Le Gouvernement s'est enorgueilli de présenter cette année un projet de budget en croissance pour l'enseignement supérieur et la recherche. Ce n'est pas tout à fait faux sur un plan formel : les autorisations d'engagement augmenteront de 1,7 % et les crédits de paiement progresseront de 1 %. Mais si l'on neutralise l'opération de transfert progressif à la mission interministérielle « recherche et enseignement supérieur » (MIRES) du paiement des pensions, la croissance annoncée est beaucoup plus modeste : elle n'est plus que de 1 % en autorisations d'engagement et est presque nulle en crédits de paiement puisqu'elle s'élève à 0,008 %.
Les moyens consacrés spécifiquement à la recherche régressent, hors paiement des pensions, de 0,1 % en autorisations d'engagement et de 1,4 % en crédits de paiement. Au total, les moyens de la mission interministérielle auront chuté de plus de 4 % en euros constants ces deux dernières années et se situeront finalement, en 2012, à un niveau inférieur à celui qu'ils atteignaient en 2007.

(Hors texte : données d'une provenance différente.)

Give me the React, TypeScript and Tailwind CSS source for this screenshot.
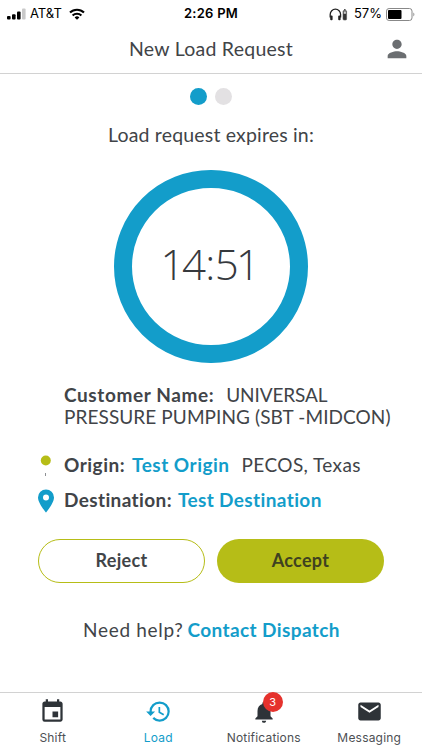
import type { ReactNode } from 'react'
import { MdEmail, MdEvent, MdHistory, MdNotifications, MdPerson } from 'react-icons/md'

type TabProps = {
  label: string
  icon: ReactNode
  active?: boolean
  badge?: number
}

function StatusBar() {
  return (
    <div className="flex h-7 items-center font-['Inter',sans-serif] text-[13px] text-black">
      <div className="flex flex-1 items-center pl-[7px]">
        <svg width="19" height="12" viewBox="0 0 19 12">
          <rect x="0" y="8" width="3.6" height="3.6" rx="1" />
          <rect x="5" y="6.2" width="3.6" height="5.4" rx="1" />
          <rect x="10" y="3.6" width="3.6" height="8" rx="1" />
          <rect x="15" y="0.4" width="3.6" height="11.2" rx="1" fill="#c9c9c9" />
        </svg>
        <span className="ml-1 whitespace-nowrap">AT&amp;T</span>
        <svg className="ml-[7px]" width="16" height="12" viewBox="0 0 16 12" fill="none" stroke="#000" strokeWidth="2.1">
          <path d="M1 4.6a10 10 0 0 1 14 0" />
          <path d="M3.6 7.6a6.3 6.3 0 0 1 8.8 0" />
          <path d="M8 11.8 5.6 9.4a3.4 3.4 0 0 1 4.8 0z" fill="#000" stroke="none" />
        </svg>
      </div>
      <span className="whitespace-nowrap font-semibold tracking-[0.25px]">2:26 PM</span>
      <div className="flex flex-1 items-center justify-end pr-[7px]">
        <svg width="19" height="13" viewBox="0 0 19 13" fill="none">
          <path d="M1.2 9.500V6.400a5.200 5.200 0 0 1 10.400 0v3.100" stroke="#222" strokeWidth="1.3" />
          <rect x="1.2" y="7.4" width="2.4" height="4.8" rx="1" fill="#222" />
          <rect x="9.2" y="7.4" width="2.4" height="4.8" rx="1" fill="#222" />
          <rect x="14" y="2.5" width="3.6" height="9.5" rx="1" fill="#333" stroke="#555" strokeWidth="0.6" />
          <rect x="15" y="1" width="1.6" height="1.4" fill="#555" />
          <rect x="14.7" y="3.4" width="2.2" height="2.4" fill="#ccc" />
        </svg>
        <span className="ml-[6px] whitespace-nowrap">57%</span>
        <svg className="ml-1" width="29" height="13" viewBox="0 0 29 13">
          <rect x="0.5" y="0.5" width="25.5" height="12" rx="2.6" fill="none" stroke="#888" />
          <rect x="2" y="2" width="13.5" height="9" rx="1" />
          <path d="M27.4 4.6c1.3.6 1.3 3.2 0 3.8z" fill="#888" />
        </svg>
      </div>
    </div>
  )
}

function Header() {
  return (
    <header className="flex h-[46px] items-center border-b border-[#d2d2d2] pb-[3px]">
      <div className="w-[50px]" />
      <h1 className="flex-1 whitespace-nowrap text-center text-[19.5px] tracking-[0.25px]">New Load Request</h1>
      <div className="w-[50px] pl-[11px]">
        <MdPerson className="size-[28px] text-[#6b6e71]" />
      </div>
    </header>
  )
}

function Tab({ label, icon, active, badge }: TabProps) {
  return (
    <button
      type="button"
      className={`flex flex-1 flex-col items-center pt-[5px] ${active ? 'text-[#139dca]' : 'text-[#2e3338]'}`}
    >
      <span className="relative flex h-[27px] items-center">
        {icon}
        {badge && (
          <span className="absolute -top-[6px] left-[12px] flex size-5 items-center justify-center rounded-full bg-[#e5322d] font-['Inter',sans-serif] text-[11px] text-white">
            {badge}
          </span>
        )}
      </span>
      <span
        className={`mt-[5px] whitespace-nowrap font-['Inter',sans-serif] text-xs leading-4 tracking-[0.2px] ${active ? '' : 'text-[#4d5054]'}`}
      >
        {label}
      </span>
    </button>
  )
}

export default function App() {
  return (
    <div className="flex h-[750px] w-[422px] flex-col overflow-hidden bg-white font-['Lato',sans-serif] text-[#414448]">
      <StatusBar />
      <Header />

      <main className="flex flex-1 flex-col">
        <div className="mt-[14px] flex justify-center gap-2">
          <span className="size-[17px] rounded-full bg-[#139dca]" />
          <span className="size-[17px] rounded-full bg-[#e3e1e3]" />
        </div>
        <p className="mt-[18px] whitespace-nowrap text-center text-[19.5px] leading-6 tracking-[0.17px]">
          Load request expires in:
        </p>
        <div className="mx-auto mt-[23px] flex h-[193px] w-[194px] items-center justify-center rounded-full border-[18px] border-[#139dca]">
          <span className="whitespace-nowrap pr-1 pb-[5px] font-['Open_Sans',sans-serif] text-[42px] font-light leading-none tracking-[-2.6px] text-[#36393d]">
            14<span className="mr-[2px] ml-[2px]">:</span>51
          </span>
        </div>

        <div className="mt-[21px] pl-16 text-[19px] leading-[22px]">
          <p className="whitespace-nowrap">
            <span className="mr-3 font-bold tracking-[0.6px]">Customer Name:</span>
            <span className="tracking-[-0.1px]">UNIVERSAL</span>
          </p>
          <p className="whitespace-nowrap tracking-[0.08px]">PRESSURE PUMPING (SBT -MIDCON)</p>
        </div>

        <div className="mt-5 flex h-[35px] items-center text-[19px]">
          <span className="flex w-16 pl-10">
            <svg width="11" height="22" viewBox="0 0 11 22">
              <circle cx="5.8" cy="5.5" r="5" fill="#b6bd17" />
              <rect x="5" y="18" width="1" height="3" fill="#8d9094" />
            </svg>
          </span>
          <span className="whitespace-nowrap font-bold tracking-[0.5px]">Origin:</span>
          <span className="ml-[7px] whitespace-nowrap font-bold tracking-[0.5px] text-[#139dca]">Test Origin</span>
          <span className="ml-3 whitespace-nowrap tracking-[0.4px]">PECOS, Texas</span>
        </div>
        <div className="flex h-[35px] items-center text-[19px]">
          <span className="flex w-16 pl-[37px]">
            <svg width="18" height="24" viewBox="0 0 18 24">
              <path
                fill="#139dca"
                fillRule="evenodd"
                d="M9 .5a8 8 0 0 0-8 8C1 14.3 9 23.5 9 23.5s8-9.2 8-15a8 8 0 0 0-8-8zm0 5.1a3 3 0 1 1 0 6 3 3 0 0 1 0-6z"
              />
            </svg>
          </span>
          <span className="whitespace-nowrap font-bold tracking-[0.38px]">Destination:</span>
          <span className="ml-[6px] whitespace-nowrap font-bold tracking-[0.38px] text-[#139dca]">Test Destination</span>
        </div>

        <div className="mt-[21px] flex gap-3 px-[38px]">
          <button
            type="button"
            className="h-11 w-[167px] rounded-full border border-[#b6bd17] pb-0.5 text-[18px] font-bold tracking-[0.3px]"
          >
            Reject
          </button>
          <button
            type="button"
            className="h-11 w-[167px] rounded-full bg-[#b6bd17] pb-0.5 text-[18px] font-bold tracking-[0.3px] text-[#3f4220]"
          >
            Accept
          </button>
        </div>

        <p className="mt-[35px] flex pl-[83px] text-[19px] leading-6">
          <span className="whitespace-nowrap tracking-[0.7px]">Need help?</span>
          <a className="ml-1 whitespace-nowrap font-bold tracking-[0.4px] text-[#139dca]">Contact Dispatch</a>
        </p>
      </main>

      <nav className="flex h-[58px] border-t border-[#d2d2d2]">
        <Tab label="Shift" icon={<MdEvent className="size-[27px]" />} />
        <Tab label="Load" active icon={<MdHistory className="size-[27px]" />} />
        <Tab label="Notifications" badge={3} icon={<MdNotifications className="size-[26px]" />} />
        <Tab label="Messaging" icon={<MdEmail className="size-[27px]" />} />
      </nav>
    </div>
  )
}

La situation n'est donc guère reluisante. Aucun emploi statutaire n'a été créé, ce que la France n'avait jamais connu auparavant. Le nombre de contrats de travail à durée déterminée et de contrats précaires a explosé : il est de 15 000 pour la seule Agence nationale de la recherche ! Vous n'avez pas réussi à développer la recherche privée qui reste une des grandes carences de notre pays ; le soutien à la recherche industrielle stratégique diminue d'environ 21 %. Nous déplorons ces orientations, sachant l'état de nos industries et des emplois qui y sont attachés et connaissant la faiblesse des moyens que les entreprises françaises consacrent à la recherche et au développement : ils n'atteignent que 1,3 % de notre produit intérieur brut, à comparer à un taux de 7 % au Japon, de 1,9 % aux États-Unis et de 1,8 % en Allemagne.
Votre politique visant à encourager les laboratoires de recherche publics à devenir des prestataires de services aux entreprises a échoué. Elle a parfois conduit, comme chez Sanofi, à la fermeture des centres de recherche de grandes entreprises privées. Nous retrouvons le même effet d'aubaine dans le crédit d'impôt recherche, niche fiscale qui a coûté à la recherche 5,8 milliards d'euros en 2009 et n'a pas permis le « bond en avant » attendu des moyens consacrés à la recherche et développement. Nous estimons donc que cette mesure doit être mise en cause et remplacée par des subventions favorisant la création d'emplois et les petites et moyennes entreprises innovantes.
La France occupe aujourd'hui le quatorzième rang mondial en termes d'effort de recherche. L'objectif, qui avait été fixé par le Président de la République, de le porter rapidement à 3 % de notre produit intérieur brut n'a aucune chance d'être atteint. Cela supposerait de l'augmenter de 5 % par an pendant dix ans. Ce n'est pas le chemin que vous prenez… La France risque donc d'occuper durablement le vingt-sixième rang – sur trente-deux – pour son budget civil de l'enseignement supérieur et de la recherche.
Concernant les pôles d'excellence, on constate une croissance des inégalités territoriales. Dans le contexte actuel de dégradation, il est permis de s'interroger sur la pertinence du privilège qui est accordé à ces structures. Une quinzaine de projets devraient être retenus et financés – leur liste a été complétée au printemps dernier pour intégrer des projets portés par des laboratoires de renom de la recherche française –, mais la répartition spatiale des laboratoires pose question. Le président de la Conférence des présidents d'université s'en est ému en avril dernier pour regretter que les lauréats se concentrent essentiellement en région parisienne, en Alsace, en région Rhône-Alpes et, dans une moindre proportion, dans le Sud – au profit de Montpellier et au détriment d'Aix-Marseille.
Le financement de pôles d'excellence par la voie du grand emprunt a, dans les faits, conduit à promouvoir un système universitaire à deux vitesses. Il se traduira par un renforcement des inégalités territoriales et mettra la moitié des universités « sur la touche ». De surcroît, il soumet à une gouvernance rigide et contrainte les universités sélectionnées, en excluant les représentants des personnels et des étudiants du conseil d'administration. Ce n'est pas notre conception de l'enseignement supérieur et de la recherche. Nous sommes favorables à des financements adossés au budget de l'État, en conformité avec les missions de production et de transmission des savoirs de l'université.
Il convient de garantir l'autonomie des universités. Mais l'autonomie que vous préconisez, de même que celle des présidents d'université à l'égard du personnel, signifient en réalité une perte d'autonomie des laboratoires de recherche.
Si nous disons « oui » à l'autonomie des universités, c'est parce que nous disons « non » à la dépendance de la recherche publique, notamment à l'égard des marchés. C'est pourquoi le groupe GDR votera contre l'adoption du projet de budget de la recherche.